Change 826394 had a related patch set uploaded (by Dzahn; author: Dzahn):

[operations/puppet@production] wikistats: run updates of WMF-operated wikis earlier in the day

https://gerrit.wikimedia.org/r/826394

I'm assuming the previous time (05:39 UTC) was chosen to be during a relatively low-traffic/low-load time of day. Should that be considered in rescheduling this?

EDIT Wait a minute... 05:39 UTC is in the late/middle evening in the U.S., so maybe not!

Personally I don't know why 05:39 was chosen. Assumed it was just about spreading out all jobs randomly across the day. Digging for the original commit _might_ reveal something but would require quite some digging I expect.

@Dzahn, thanks, I assume that your changes are the best solution that doesn't involve deeper changes that would be of greater magnitude than the problem to be solved. Bot operators as me can just check the update times in Wikistats for each project family and adapt their running times, and Wikistats operators (currently that would be you) can try to add new projects near but before 21 h UTC (but it wouldn't be a big deal if not). Just one detail: you approached all Wikimedia families to 0 h UTC, except for Wikiversities...

the original commit _might_ reveal something but would require quite some digging I expect.

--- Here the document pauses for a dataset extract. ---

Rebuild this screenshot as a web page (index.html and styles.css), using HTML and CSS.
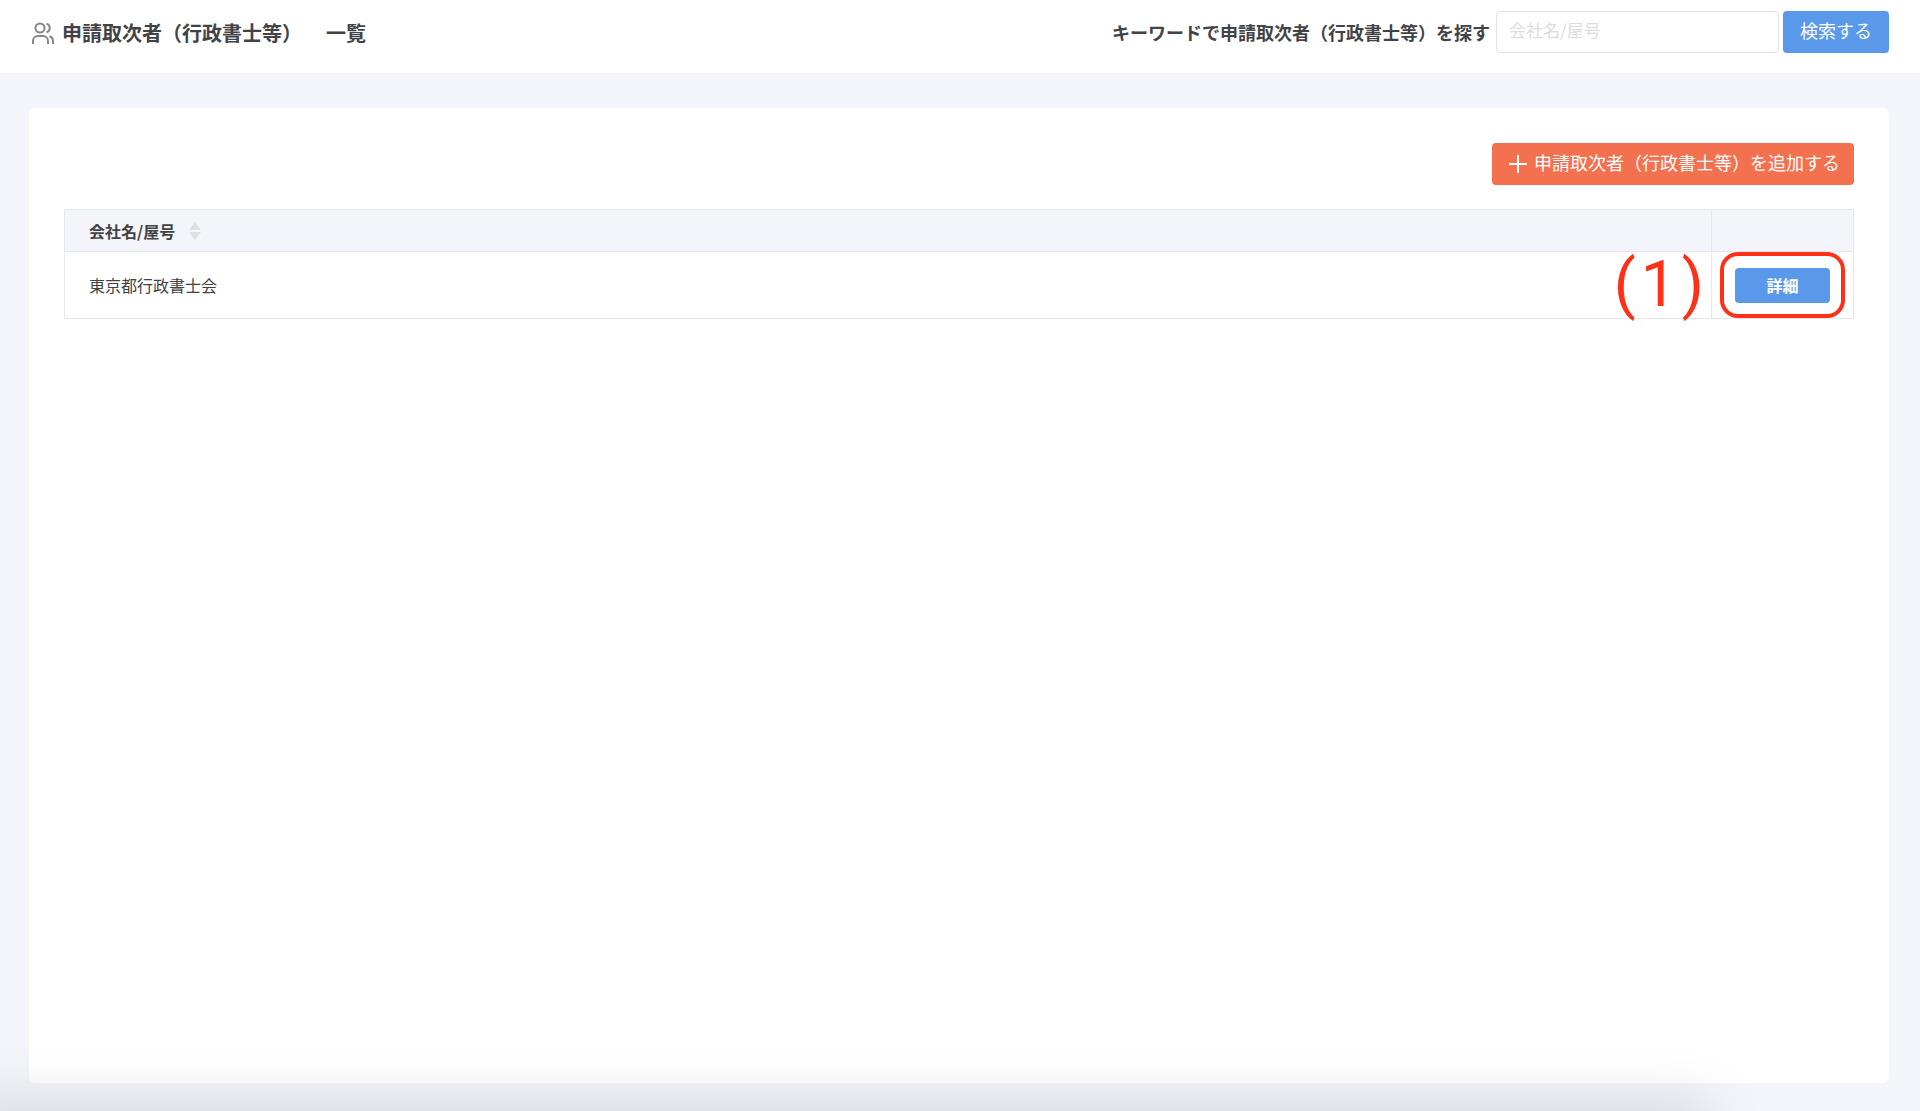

05:39 was specified here: https://gerrit.wikimedia.org/r/c/operations/puppet/+/415066/4/modules/mediawiki/manifests/maintenance/initsitestats.pp

@Dcljr Thank you. And since Chad is back as well, I left the question on that gerrit change from years ago. It might just work:)

Yea, sounds like it was just a random number to avoid running it at the same time with other things: https://gerrit.wikimedia.org/r/c/operations/puppet/+/415066

Change 826394 merged by Dzahn:

[operations/puppet@production] wikistats: run updates of WMF-operated wikis earlier in the day

https://gerrit.wikimedia.org/r/826394

Change 826347 merged by Dzahn:

[operations/puppet@production] mediwiki/initsitestats: change time of day to run initsitestats

https://gerrit.wikimedia.org/r/826347

We are running this daily now and at a different time of day. I think that's as close as we'll get for now. Please reopen if it's still too slow this way.